Eco friendly product could reduce cement industry’s carbon footprint.
Melbourne – 20 November 2008
1. Mid shot of cement mixing truck, pans to cement
2. Close up cement pouring out
3. Close up supervisor
4. Wide shot cement in machinery
5. SOUNDBITE( English ), Peter Dixon, Zeobond Cement:
“For every tonne of cement – that produces about one tonne of CO2. Now when you consider there’s two and a half billion tonnes of cement made every year, that’s a lot of CO2. Our technology, using waste materials, not new materials, reduces that by about 80 per cent.”
6. Various concrete slabs
7. Various cement production
8. Wide shot Professor Janine Van Deventer at Melbourne University
9. Close up cement being mixed in lab
10. Close up Professor Janine Van Deventor
11. Close up cement being poured into tub
12. SOUNDBITE ( English ), Professor Janine Van Deventer, E-crete Inventor, Melbourne University:
“We can make it feel just about the same, but in addition to that its got a high fire resistance, up to almost 1000 degrees centigrade (1832 degrees Fahrenheit) and its strongly acid resistant, which is very good, it also sticks to steel in a chemical way which means you get a stronger bond between the steel reinforcement and the concrete, which is very very good.”
13. Various cement production
Melbourne – 10 December 2008
14. SOUNDBITE ( English ), Lee Bernoth, Sustainability Manager, Sustainability Victoria:
“The key barriers for products such as E-crete is that it is new and it’s a risk to go first and use new products and that in itself is a real barrier, so its important to get this product out in the market
place and demonstrate it in some key areas so its tried and tested.”
15. Various Sustainability Victoria office
Melbourne – 20 November 2008:
16. Wide concrete production
16. Various concrete slabs
17. SOUNDBITE ( English ), Professor Janine Van Deventer, E-crete Inventor, Melbourne University:
“I made material in a laboratory sixteen years ago, it is only now that we really get to the level of being able to convince concretors to place this in the ground and where people are happy to produce large scale products from it. Its a long way to do that, its not a simple route.”
18. Close up cement being poured
19. Mid shot of Cement truck driving away
For every tonne of concrete produced on the planet, nearly the same amount of Carbon Dioxide or CO2 is pumped into the atmosphere.
But now an Australian company has developed an Eco-friendly solution that could play a very big role in reducing the industry’s carbon footprint.
While coal power plants are the world’s biggest producers of carbon dioxide, cement companies aren’t far behind.

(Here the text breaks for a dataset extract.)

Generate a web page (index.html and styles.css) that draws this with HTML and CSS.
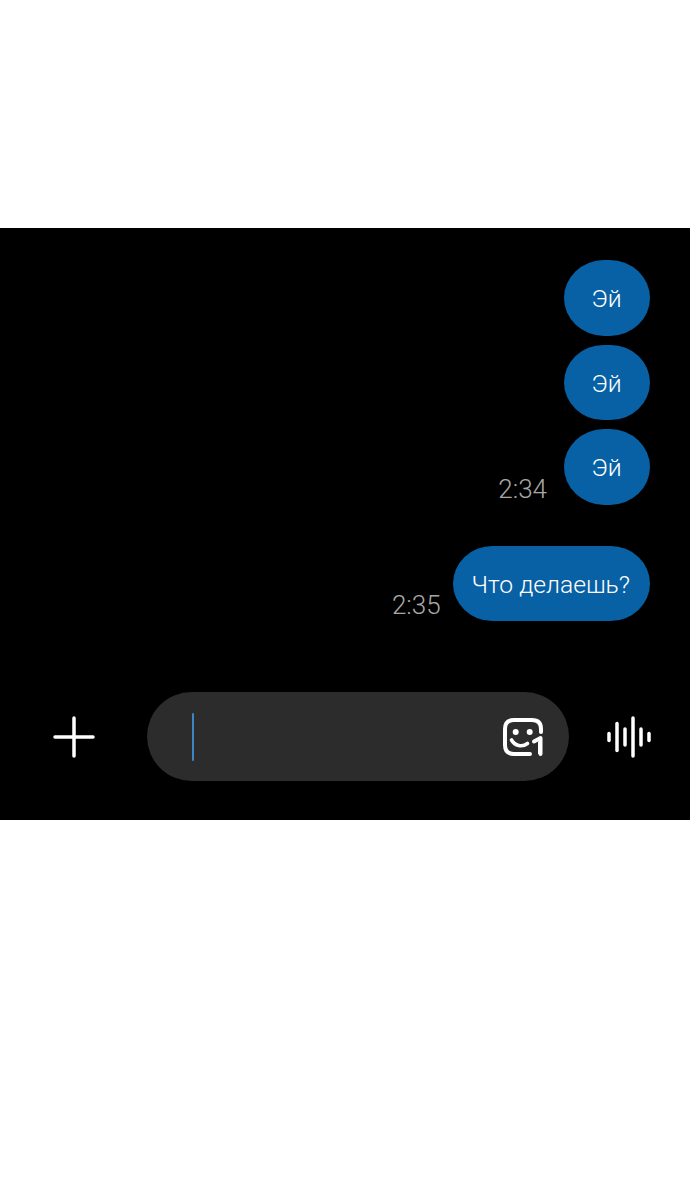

Cement, or the concrete it forms, is one of the most consumed materials on the planet.
And over the next decade, global production is expected to double as construction increases in developing countries.
But an Eco-friendly cement, produced in this small factory in the Australian city of Melbourne, could hold the key to slashing those CO2 emissions significantly.
Peter Dixon is from Zeobond Cement. He explains that every tonne of cement produces a tonne of CO2 and that 2.5 billion tonnes of cement are made every year. The cement they produce however reduces that level by about 80%.
Unlike regular concrete, the chemical reactions that form this polymer-based alternative called E-crete, don’t require the burning of limestone, which is responsible for sixty per cent of the carbon
emissions from cement manufacture.
E-crete is made from the Ash waste left over from power stations. It’s mixed with slag – a waste product from the making of iron and steel – and a special chemical activator.